### BRIEF
Everything from the first line of the data below through the line that contains "left: x + 'px'" should be written out exactly, please, and nothing more; the pictures stay out.

Start of AVAILABLE DATA

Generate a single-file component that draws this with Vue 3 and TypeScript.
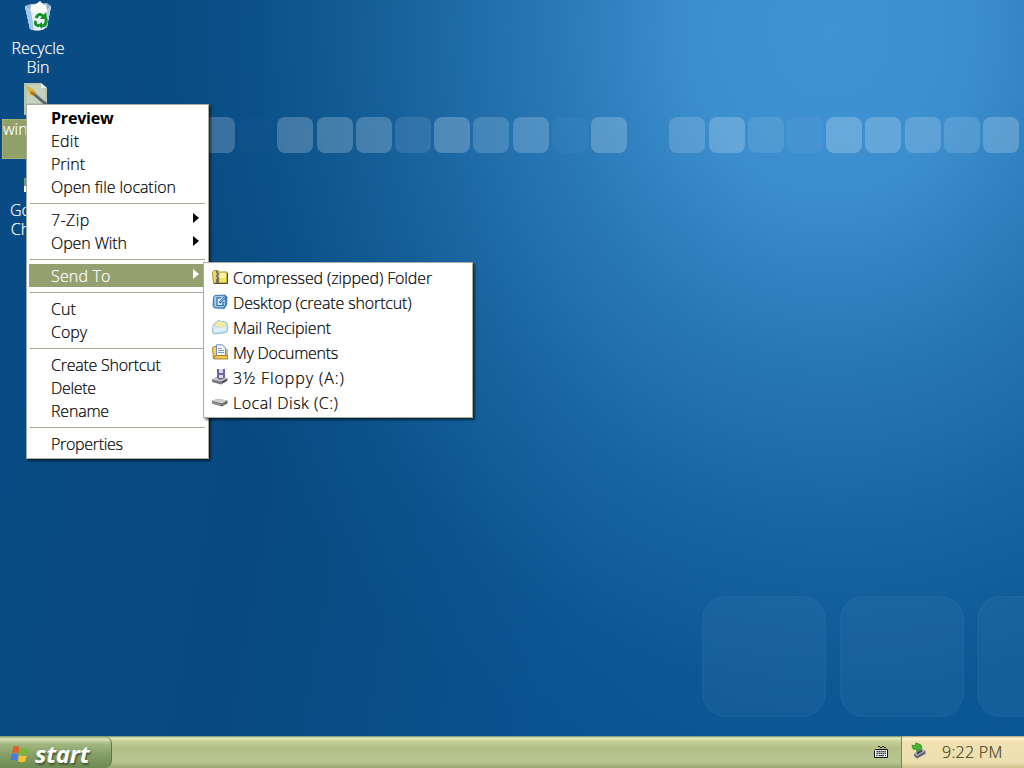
<template>
  <div class="desktop">
    <!-- wallpaper squares -->
    <span
      v-for="t in tiles"
      :key="t.x"
      class="tile"
      :style="{ left: t.x + 'px', opacity: t.o }"
    ></span>
    <span v-for="x in bigTiles" :key="x" class="big-tile" :style="{ left: x + 'px' }"></span>

    <div class="shortcut bin">
      <svg width="32" height="34" viewBox="0 0 32 34">
        <path d="M3 5 L29 5 L25 26 Q18 32 8 28 Z" fill="#dbe8f2" />
        <path d="M3 5 L8 3 L25 2 L29 5 L23 11 L9 10 Z" fill="#8fb3d4" />
        <path d="M8 10 L9 4 L14 3 L18 0 L22 4 L24 3 L25 10 L20 14 Z" fill="#fafcf4" />
        <path d="M3 6 L9 10 L16 12 L24 11 L29 5 L25 26 Q18 32 8 28 Z" fill="#eef5f9" opacity=".75" />
        <path d="M3 6 L8 28 L12 29 L9 10 Z" fill="#a2c6e4" />
        <path d="M29 5 L25 26 L22 28 L25 10 Z" fill="#b4d0e6" />
        <g fill="none" stroke="#169127" stroke-width="3">
          <path d="M14 17 Q17 11 21 15" />
          <path d="M24 18 Q25 24 20 25" />
          <path d="M17 25 Q12 24 14 20" />
        </g>
        <path d="M18 18 L25 18 L24 11 Z M20 21 L20 28 L16 24 Z" fill="#169127" />
      </svg>
      <span>Recycle<br />Bin</span>
    </div>

    <div class="shortcut picture">
      <svg width="24" height="32" viewBox="0 0 24 32">
        <path d="M0 0 H17 L23 5 V32 H0 Z" fill="#b4c6ae" />
        <path d="M3 2 H16 L21 7 V20 H3 Z" fill="#c6d2bd" />
        <path d="M17 0 V5 H23 Z" fill="#e6eee8" />
        <path d="M9 10 L23 22" stroke="#5b6170" stroke-width="3" />
        <path d="M11 10 L22 19" stroke="#a9b8c0" stroke-width="1" />
        <path d="M2 3 L8 5 L12 9 L10 13 L6 12 L4 8 Z" fill="#dcb340" />
        <path d="M7 9 L11 12" stroke="#a56b2a" stroke-width="2.500" />
      </svg>
      <span class="selected">win</span>
    </div>

    <div class="shortcut chrome">
      <i></i>
      <span>Go<br />Ch</span>
    </div>

    <ul class="menu main">
      <template v-for="(group, g) in menu" :key="g">
        <li v-if="g > 0" class="sep"></li>
        <li
          v-for="it in group"
          :key="it.label"
          class="item"
          :class="{ bold: it.bold, active: it.active }"
        >
          <span :style="{ letterSpacing: (it.ls ?? 0) + 'px' }">{{ it.label }}</span>
          <svg v-if="it.sub" class="arrow" width="6" height="10" viewBox="0 0 6 10">
            <path d="M0 0 L6 5 L0 10 Z" fill="currentColor" />
          </svg>
        </li>
      </template>
    </ul>

    <ul class="menu sub">
      <li v-for="it in sendTo" :key="it.label" class="item">
        <svg v-if="it.icon === 'zip'" width="16" height="16" viewBox="0 0 16 16">
          <path d="M.5 3.500 L2 1.500 H6 L7 3 H15 V14 H1.500 Z" fill="#f1e264" stroke="#a59127" />
          <path d="M8 4 H14 V9 H8 Z" fill="#fbf5a5" />
          <path d="M15.500 4 V14.500 H2" stroke="#4c4a25" fill="none" />
          <path d="M3.500 2 H7.500 V14 H3.500 Z" fill="#c9c499" />
          <path d="M4 3 H6 M5 5 H7 M4 7 H6 M5 9 H7 M4 11 H7 M4 13 H7" stroke="#222" stroke-width="1.200" />
        </svg>
        <svg v-else-if="it.icon === 'desktop'" width="16" height="16" viewBox="0 0 16 16">
          <path d="M3 1 L13 .5 L15.500 3 L15 11 L12.500 15 L2.500 14.500 L.5 12 L1 3 Z" fill="#447fb5" />
          <path d="M3 2 L12.500 1.800 L13 11 L11 13.500 L2.500 13 L2 4 Z" fill="#9fd0f4" />
          <path d="M5 4 H10 V11.500 H5 Z" fill="#e4f4ff" />
          <path d="M9 3.800 H5 V11.500 H11 V8" stroke="#2767b4" stroke-width="1.200" fill="none" />
          <path d="M7.500 9 L13 3" stroke="#1c5ca4" stroke-width="2.200" />
          <path d="M8.500 8 L13 3" stroke="#eef7ff" stroke-width=".8" />
        </svg>
        <svg v-else-if="it.icon === 'mail'" width="16" height="16" viewBox="0 0 16 16">
          <path d="M1 6 L6 1.500 L14 3 L15.500 6 V12 L13 14 L1.500 15 L.5 13 Z" fill="#b4d9ee" stroke="#86aabe" stroke-width=".7" />
          <path d="M2 6 L6.500 2 L13.500 3.500 L14.500 6 L9 9 Z" fill="#f3e9a0" />
          <path d="M1 7 Q9 11 15 6.500 L14 12 L2 14 Z" fill="#d9f0fa" />
        </svg>
        <svg v-else-if="it.icon === 'docs'" width="16" height="16" viewBox="0 0 16 16">
          <path d="M.5 4 L2 2.500 H5 V14.500 H1.500 Z" fill="#f3d25d" stroke="#a98221" />
          <path d="M4.500 .8 H10.500 L13.500 4 V12 H4.500 Z" fill="#f3f8ff" stroke="#6f8cc4" />
          <path d="M6 4.500 H10 M6 6.500 H12 M6 8.500 H12" stroke="#7b9bd2" />
          <path d="M3 11.500 H15.500 V15 H2 Z" fill="#f0c94e" stroke="#94701d" stroke-width=".8" />
          <path d="M15 5 V12" stroke="#94701d" />
        </svg>
        <svg v-else-if="it.icon === 'floppy'" width="16" height="16" viewBox="0 0 16 16">
          <path d="M0 10.500 L5 8 L15.500 9 V12 L9 15.500 L0 13 Z" fill="#77787e" />
          <path d="M0 10.500 L5 8 L15.500 9 L9 12.500 Z" fill="#c9cace" />
          <path d="M5 0 H13 V9 L8 11 L5 9 Z" fill="#6a66a0" />
          <path d="M7 0 H11 V4 H7 Z M7 6 H11 V9 H7 Z" fill="#d8d8ea" />
          <path d="M10 13.500 L14.500 11" stroke="#333" />
        </svg>
        <svg v-else width="16" height="16" viewBox="0 0 16 16">
          <path d="M0 7 L5 5 L15.500 6.500 V9.500 L10 12.500 L0 9.500 Z" fill="#606163" />
          <path d="M0 7 L5 5 L15.500 6.500 L10 9.500 Z" fill="#cfcfcf" />
          <path d="M0 7.500 L9.500 10 V12 L0 9.500 Z" fill="#8d8e90" />
          <circle cx="12" cy="10" r=".7" fill="#8ad24e" />
        </svg>
        <span :style="{ letterSpacing: (it.ls ?? 0) + 'px' }">{{ it.label }}</span>
      </li>
    </ul>

    <footer class="taskbar">
      <div class="start">
        <svg width="20" height="18" viewBox="0 0 20 18">
          <path d="M3.500 1.500 Q6.500 .3 9.500 2 L8.300 8.300 Q5 6.800 2 8 Z" fill="#e0602c" />
          <path d="M10.700 2.500 Q14 4.200 18.500 2.800 L17 9.200 Q13 10.500 9.500 8.800 Z" fill="#79b836" />
          <path d="M1.700 9 Q5 7.900 8 9.500 L6.900 15.800 Q3.500 14.300 .4 15.300 Z" fill="#4a7be0" />
          <path d="M9.200 10 Q13 11.600 16.700 10.400 L15.300 16.600 Q11.500 18 8 16.300 Z" fill="#f3c32c" />
        </svg>
        <span>start</span>
      </div>
      <svg class="keyboard" width="14" height="14" viewBox="0 0 14 14">
        <path d="M4 1.500 H6 M6 2.500 H8 M8 1.500 H10 M10 2.500 H12" stroke="#222" />
        <path d="M1.500 4.500 H13.500 V12.500 H.5 V5.500 Z" fill="#fff" stroke="#111" />
        <path d="M2.500 6.500 H12 M2.500 8.500 H12" stroke="#111" stroke-width="1.400" stroke-dasharray="1.300 .7" />
        <path d="M2 10.700 H3.500 M4.500 10.700 H10 M11 10.700 H12" stroke="#111" />
      </svg>
      <div class="tray">
        <svg width="16" height="17" viewBox="0 0 16 17">
          <path d="M3 12 L10 6.500 L14.500 9 V12 L6 16.500 L3 14 Z" fill="#666a78" />
          <path d="M3 12 L10 6.500 L14.500 9 L6 14 Z" fill="#a4a8b4" />
          <path d="M6 11.500 L11 8.500" stroke="#3f424b" stroke-width="2" />
          <path d="M1 3 L4 4 L5 .8 L10 3 L11 6 L8 8.500 L6 10 L5.500 7.500 L2 7 Z" fill="#46b532" stroke="#267d1e" stroke-width=".7" />
        </svg>
        <span class="clock">9:22 PM</span>
      </div>
    </footer>
  </div>
</template>

<script setup lang="ts">
interface MenuItem {
  label: string
  bold?: boolean
  active?: boolean
  sub?: boolean
  icon?: string
  ls?: number // letter-spacing in px
}

const menu: MenuItem[][] = [
  [
    { label: 'Preview', bold: true, ls: -0.2 },
    { label: 'Edit', ls: 0.25 },
    { label: 'Print' },
    { label: 'Open file location', ls: -0.06 }
  ],
  [{ label: '7-Zip', sub: true, ls: 0.4 }, { label: 'Open With', sub: true, ls: -0.1 }],
  [{ label: 'Send To', sub: true, active: true, ls: 0.15 }],
  [{ label: 'Cut' }, { label: 'Copy' }],
  [
    { label: 'Create Shortcut', ls: -0.25 },
    { label: 'Delete', ls: -0.3 },
    { label: 'Rename', ls: -0.2 }
  ],
  [{ label: 'Properties', ls: -0.3 }]
]

const sendTo: MenuItem[] = [
  { label: 'Compressed (zipped) Folder', icon: 'zip', ls: -0.12 },
  { label: 'Desktop (create shortcut)', icon: 'desktop', ls: -0.14 },
  { label: 'Mail Recipient', icon: 'mail', ls: -0.14 },
  { label: 'My Documents', icon: 'docs', ls: -0.27 },
  { label: '3½ Floppy (A:)', icon: 'floppy', ls: 0.9 },
  { label: 'Local Disk (C:)', icon: 'disk', ls: 0.48 }
]

// row of small squares, 39.2px apart; 0 leaves a gap
const strip = [0.22, 0.01, 0.24, 0.24, 0.23, 0.12, 0.25, 0.18, 0.22, 0.03, 0.24, 0, 0.18, 0.24, 0.12, 0.05, 0.25, 0.24, 0.2, 0.16, 0.23]
const tiles = strip.map((o, i) => ({ x: Math.round(199 + i * 39.2), o }))
const bigTiles = [702, 840, 977]
</script>

<style>
body {
  margin: 0;
  overflow: hidden;
}
</style>

<style scoped>
.desktop {
  position: relative;
  width: 1024px;
  height: 768px;
  overflow: hidden;
  font-family: 'Open Sans', 'DejaVu Sans', sans-serif;
  font-size: 16px;
  font-weight: 300;
  background:
    radial-gradient(ellipse 680px 780px at 830px 30px, #4093d2 0%, rgba(62, 145, 208, 0.96) 20%, rgba(46, 126, 188, 0.85) 42%, rgba(34, 112, 172, 0.6) 64%, rgba(16, 92, 152, 0.35) 85%, rgba(10, 84, 146, 0) 100%),
    linear-gradient(100deg, #094b84, #084a80 30%, #0a5392 60%, #0a5694);
}
.tile {
  position: absolute;
  top: 117px;
  width: 36px;
  height: 36px;
  border-radius: 8px;
  background: #e8f2fc;
}
.big-tile {
  position: absolute;
  top: 596px;
  width: 124px;
  height: 121px;
  border-radius: 24px;
  background: rgba(90, 150, 200, 0.12);
  box-shadow: inset 0 0 3px rgba(120, 180, 220, 0.15);
}

.shortcut {
  position: absolute;
  display: flex;
  flex-direction: column;
  align-items: center;
  color: #fff;
  line-height: 19px;
  text-align: center;
  -webkit-text-stroke: 0.2px;
}
.bin { left: 0; top: 1px; width: 76px; }
.bin span { margin-top: 4px; }
.picture { left: 2px; top: 83px; width: 72px; align-items: flex-start; }
.picture svg { margin-left: 22px; }
.selected {
  box-sizing: border-box;
  width: 70px;
  height: 40px;
  margin-top: 4px;
  padding: 1px;
  text-align: left;
  background: #91a069;
  outline: 1px dotted #c3ba80;
  outline-offset: -1px;
}
.chrome { left: 10px; top: 168px; align-items: flex-start; }
.chrome i { width: 4px; height: 14px; margin: 10px 0 9px 14px; background: linear-gradient(#6c9a86 60%, #fff 60%); }

.menu {
  position: absolute;
  box-sizing: border-box;
  margin: 0;
  list-style: none;
  background: #fff;
  border: 1px solid #a9ab9c;
  color: #000;
  box-shadow: 2px 2px 2px rgba(0, 0, 0, 0.55);
  -webkit-text-stroke: 0.2px;
}
.main { left: 26px; top: 104px; width: 183px; height: 355px; padding: 1px 2px 2px; }
.sub { left: 203px; top: 262px; width: 270px; height: 156px; padding: 2px; }
.item {
  display: flex;
  align-items: center;
  white-space: nowrap;
}
.main .item { height: 23px; padding: 0 7px 0 22px; }
.main .item .arrow { margin: 0 0 3px auto; }
.sub .item { height: 25px; gap: 5px; padding-left: 6px; }
.sub .item svg { margin-bottom: 2px; }
.bold { font-weight: 700; -webkit-text-stroke: 0; }
.active {
  background: #94a070;
  color: #fff;
}
.sep {
  height: 1px;
  margin: 5px 1px 4px;
  background: #aca899;
}

.taskbar {
  position: absolute;
  left: 0;
  right: 0;
  bottom: 0;
  height: 32px;
  display: flex;
  align-items: center;
  background: linear-gradient(#6f8a66 0, #e6ecc0 2px, #c8d09c 5px, #b3be86 12px, #b9c592 26px, #98a670 32px);
}
.start {
  box-sizing: border-box;
  width: 112px;
  height: 32px;
  display: flex;
  align-items: center;
  gap: 5px;
  padding: 4px 0 0 10px;
  border-radius: 0 8px 8px 0;
  border-right: 1px solid #5c7547;
  background: linear-gradient(#7d9468 0, #d9e3b8 3px, #a3b680 8px, #86a069 18px, #6d8a53 32px);
  color: #fff;
  font: italic 700 24px/28px 'Open Sans', sans-serif;
  letter-spacing: -0.2px;
  text-shadow: 1px 2px 2px #45552f;
}
.keyboard { margin-left: auto; margin-right: 13px; }
.tray {
  box-sizing: border-box;
  width: 123px;
  height: 32px;
  display: flex;
  align-items: center;
  gap: 15px;
  padding-left: 9px;
  border-left: 1px solid #7c8458;
  background: linear-gradient(#a09a70 0, #fff3cf 2px, #efe1b2 6px, #ecdfb0 26px, #cfc08c 32px);
  color: #45411c;
}
.tray svg { margin-bottom: 3px; }
.clock { letter-spacing: 0.3px; -webkit-text-stroke: 0.2px; }
</style>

End of AVAILABLE DATA

### REPLY
Generate a single-file component that draws this with Vue 3 and TypeScript.
<template>
  <div class="desktop">
    <!-- wallpaper squares -->
    <span
      v-for="t in tiles"
      :key="t.x"
      class="tile"
      :style="{ left: t.x + 'px', opacity: t.o }"
    ></span>
    <span v-for="x in bigTiles" :key="x" class="big-tile" :style="{ left: x + 'px' }"></span>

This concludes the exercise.